Each of these schools is among the most economically depressed areas of the city of Baltimore. The former puts emphasis on attention to students, while the latter engages its entire community. While the same poverty of resources exists for both schools, the latter is succeeding through successful scores on statewide tests while the other is not. The level of intelligence is not creating the distinction here; it is the idea that it takes a village to raise a child. It is with this mentality that I have begun to foster within myself the idea of the importance holistic education, in which it is not only vital to educate academically, but in terms of humanity as well. The participation of community within one’s educational experience has a profoundly positive effect.

It is with this fascination with community and education that I am able to envision my life after graduating from college. This is a time associated with endless opportunities, but also a feeling of paralysis for fear of the unknown.  By participating in community programs and being able to involve myself in the educational system, I am able to steer myself away from that paralysis, because I have been able to satisfy my curiosity, while simultaneously developing a hunger for community involvement and educational development.

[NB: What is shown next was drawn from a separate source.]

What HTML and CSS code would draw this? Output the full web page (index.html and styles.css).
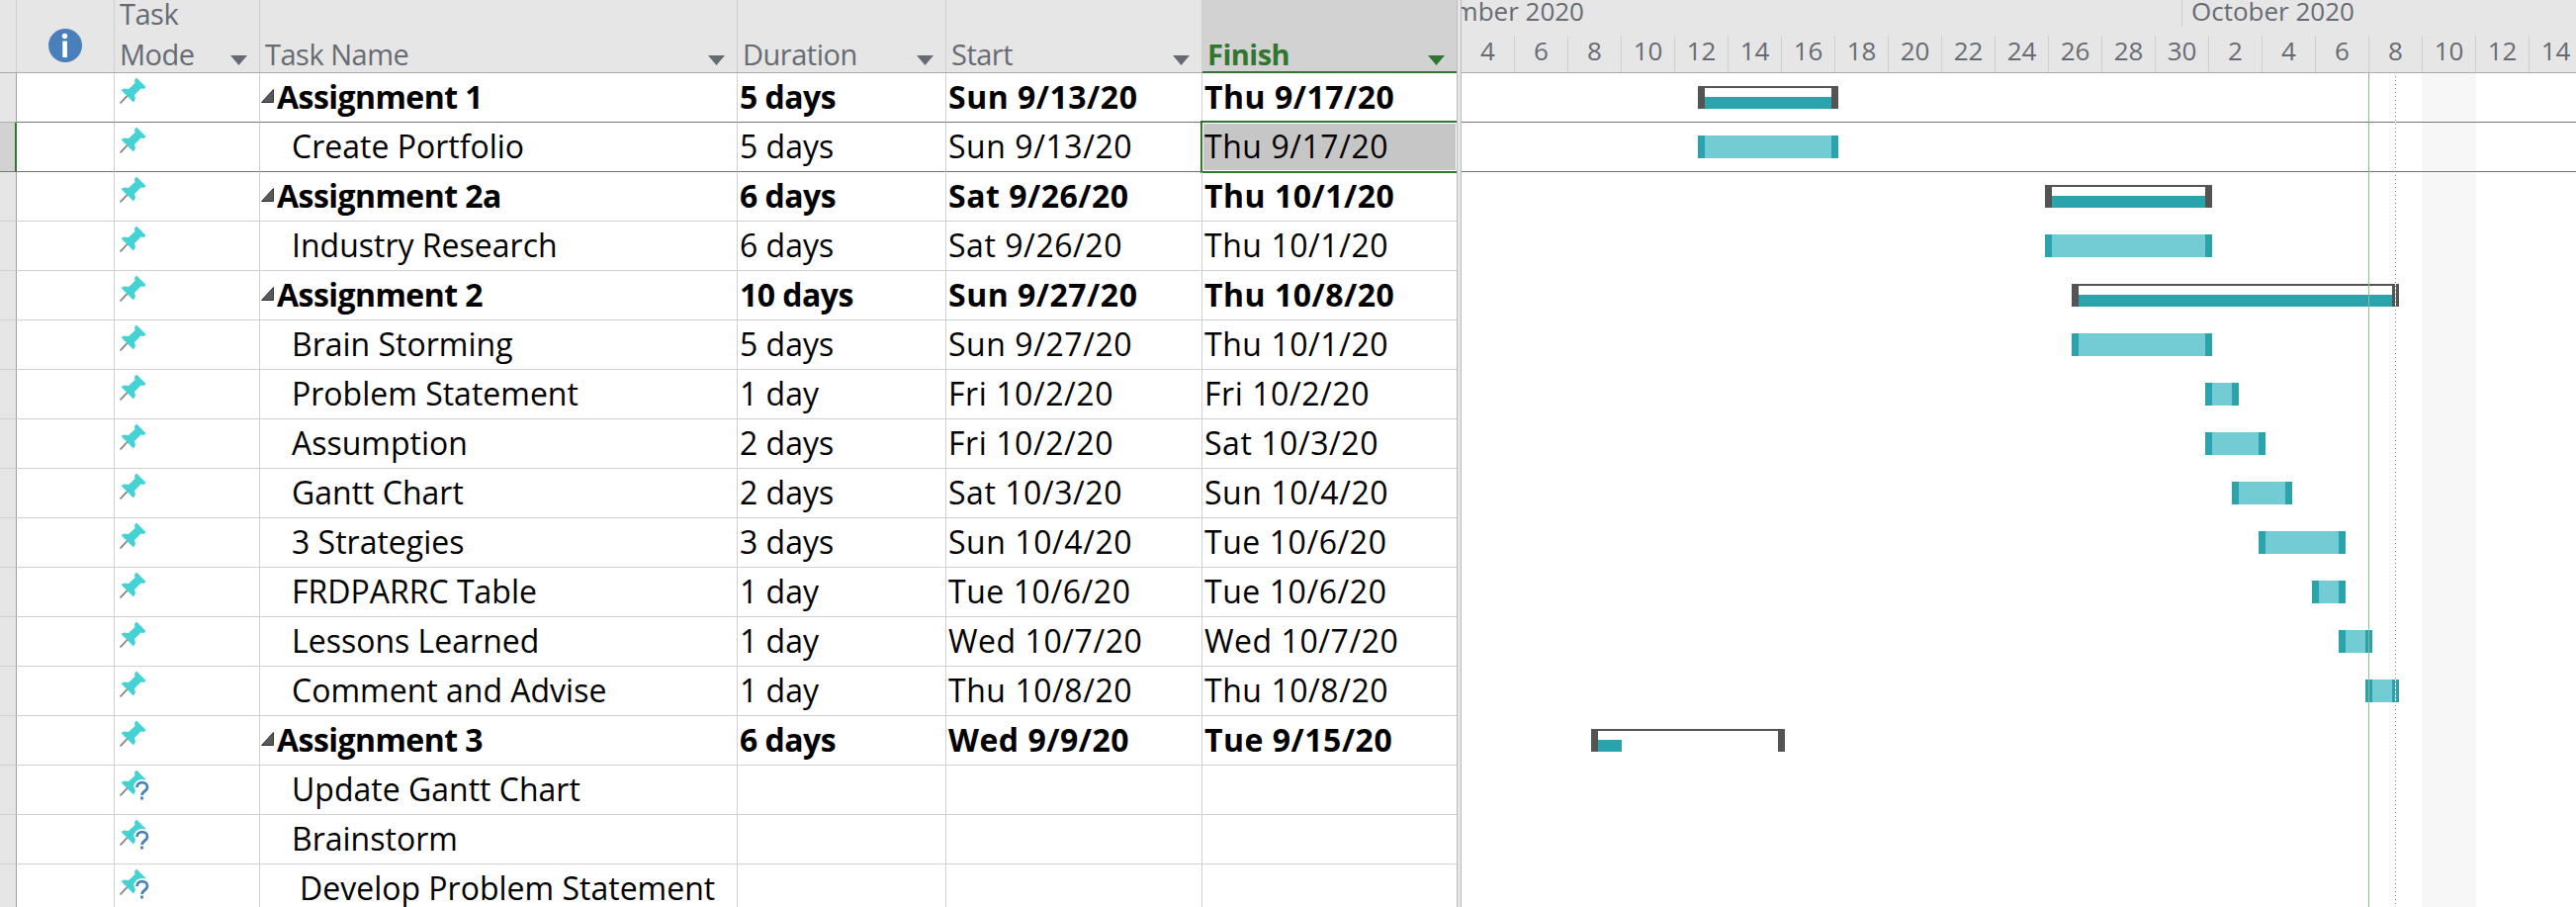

The professors I worked with this past semester have advocated for me getting a job at the community based school at which I worked. I have been introduced to some of the community leaders who are involved at the school, and am very excited to pursue the opportunity to work with such inspirational people who are succeeding against such great odds. Without the foundation that Peace Studies gave me, I would not have found myself so intrigued with the process of community and educational development as a means to foster appreciation of humanity at large. This process is pivotal in becoming a global citizen and peace practitioner.